I assemble everything though. Entertainment centers, baby gear, bookshelves, toys...you name it. DH readily admits he can't understand directions well. I think some moms are intimidated by that stuff but really, everyone should know how to install the carseat. It's not a one time installation, you will have to move it eventually, and both parents should know how. At least that's what I keep telling DH. :rolleyes:

thepeach80
12-26-2008, 06:12 PM
I put dad. I hear that more than anything else 'well, my DH is in charge of, he put it, etc'. I think mom may have more say in which seat to get (based on patterns alone, that's how we chose for #1), but dad puts it in etc.

unityco
12-26-2008, 07:29 PM
I put dad. I hear that more than anything else 'well, my DH is in charge of, he put it, etc'. I think mom may have more say in which seat to get (based on patterns alone, that's how we chose for #1), but dad puts it in etc.

That's what I was thinking. Judging by people's posts, I don't think I phrased my poll question well enough, though. :o I think most people answered for what's true in their *own* household, not for what they think the rest of the world does.

I find it interesting that, judging by this site, when parents decide to go beyond the manual and Consumer Reports, they seem to be mostly women.

thepeach80
12-26-2008, 10:59 PM
I give pg moms the option of putting the seat in by themselves, if they are single most will do it.
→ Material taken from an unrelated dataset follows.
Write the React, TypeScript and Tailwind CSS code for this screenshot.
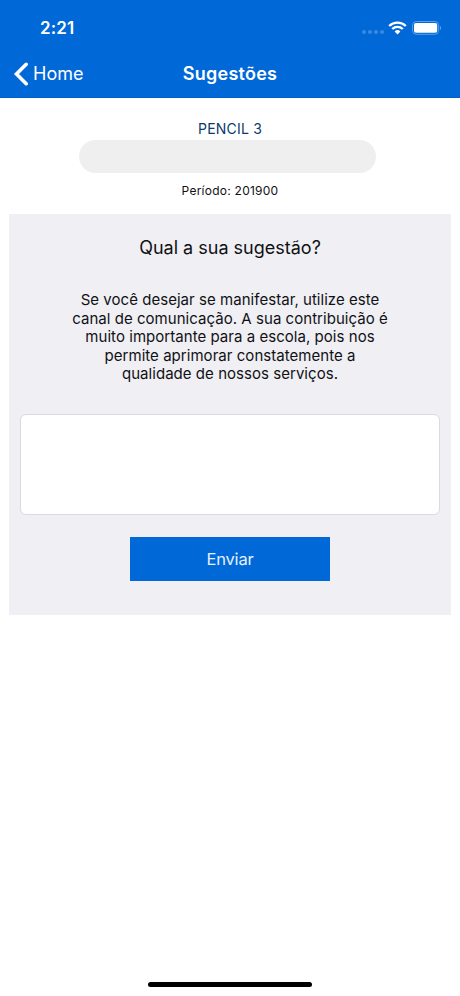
const inter = "font-['Inter','Liberation_Sans',sans-serif]";

export default function App() {
  return (
    <div className={`${inter} flex h-[996px] w-[460px] flex-col overflow-hidden bg-white text-[#111114]`}>
      <header className="flex h-[98px] flex-col border-b border-[#0160c8] bg-[#0168d8] text-white">
        <div className="flex h-[50px] items-center justify-between pt-[6px] pr-[18px] pl-[40px]">
          <span className="pt-[2px] text-[17px] font-semibold tracking-[0.15px]">2:21</span>
          <div className="flex items-center">
            <div className="mr-[4px] flex gap-[2px] pt-[8px]">
              <i className="size-[4px] rounded-full bg-[#3a89e1]" />
              <i className="size-[4px] rounded-full bg-[#3a89e1]" />
              <i className="size-[4px] rounded-full bg-[#3a89e1]" />
              <i className="size-[4px] rounded-full bg-[#3a89e1]" />
            </div>
            <svg width="19" height="14" viewBox="0 0 19 14" fill="none" stroke="white" strokeWidth="2.4">
              <path d="M1.2 5a12 12 0 0 1 16.6 0M4.2 8a7.6 7.6 0 0 1 10.6 0" />
              <path d="M9.5 13.4 6.6 10.5a4.2 4.2 0 0 1 5.8 0Z" fill="white" stroke="none" />
            </svg>
            <svg className="ml-[5px]" width="30" height="14" viewBox="0 0 30 14" fill="none">
              <rect x=".5" y=".5" width="26.2" height="12.8" rx="3.8" stroke="#5c9fe8" />
              <rect x="2" y="2" width="23.2" height="9.8" rx="2" fill="white" />
              <path d="M28 4.8v4.4c1.6-.7 1.6-3.7 0-4.4Z" fill="#5c9fe8" />
            </svg>
          </div>
        </div>
        <nav className="grid h-[47px] grid-cols-[1fr_auto_1fr] items-center px-[13px]">
          <div className="flex items-center gap-[4px]">
            <svg width="16" height="24" viewBox="0 0 16 24" fill="none" stroke="white" strokeWidth="3.6" strokeLinecap="round">
              <path d="M13.2 2.3 3.5 12l9.7 9.7" />
            </svg>
            <span className="text-[18px]">Home</span>
          </div>
          <h1 className="text-[18px] font-semibold tracking-[0.25px]">Sugestões</h1>
        </nav>
      </header>
      <main className="flex flex-col items-center px-[9px] pt-[20px]">
        <p className="h-[22px] text-[14px] leading-[21px] tracking-[0.2px] text-[#0b3a6d]">PENCIL 3</p>
        <div className="mr-[5px] h-[33px] w-[297px] rounded-full bg-[#efefef]" />
        <p className="mt-[9px] h-[18px] text-[12px] leading-[18px] tracking-[0.25px]">Período: 201900</p>
        <section className="mt-[14px] flex h-[401px] w-full flex-col items-center bg-[#efeff4] px-[11px] pt-[20px]">
          <h2 className="h-[27px] text-[18px] leading-[27px]">Qual a sua sugestão?</h2>
          <p className="mt-[30px] h-[94px] text-center text-[15px] leading-[18.6px] tracking-[0.04px] whitespace-nowrap">
            Se você desejar se manifestar, utilize este<br />
            canal de comunicação. A sua contribuição é<br />
            muito importante para a escola, pois nos<br />
            permite aprimorar constatemente a<br />
            qualidade de nossos serviços.
          </p>
          <textarea className="mt-[29px] h-[101px] w-full resize-none rounded-[6px] border border-[#d9dae2] bg-white outline-none" />
          <button className="mt-[22px] h-[44px] w-[200px] bg-[#0168d8] text-[16.5px] tracking-[-0.2px] text-[#e4f1ff]">Enviar</button>
        </section>
      </main>
      <div className="mx-auto mt-auto mb-[9px] h-[5px] w-[164px] rounded-full bg-black" />
    </div>
  );
}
Those who are married and just have no DH there, are about 50/50 and very few w/ DH's there take me up on that offer. I did my last check when I was 38 wks pg w/ Ilana (though I was mostly a teacher to a new tech) so I know some moms are capable of doing it, especially for first baby in a car etc. I put 2 seats in today and about killed myself doing it and I did NOT feel well afterwards. One was in my 3rd row which is extremely hard to get to right now for me and I almost cried doing it, but no one was there to help me so I had no choice (except not taking it out in the first place). I will NOT be climbing into cars at our check next month, I didn't do much last month either. I like to talk more than get into the cars anyways, it was actually nice having a partner last time. ;)

irishmama3
12-27-2008, 05:11 PM
Me, all me. Dh doesn't even pay attention to when the kids have outgrown their seats :rolleyes: I have to check how they are buckled in when we go places, because even after almost FIVE years of buckling our kids into seats, he only gets the chest clip or tightens the straps right about 75% of the time. And forget reading the manual for anything, especially installs. Sigh.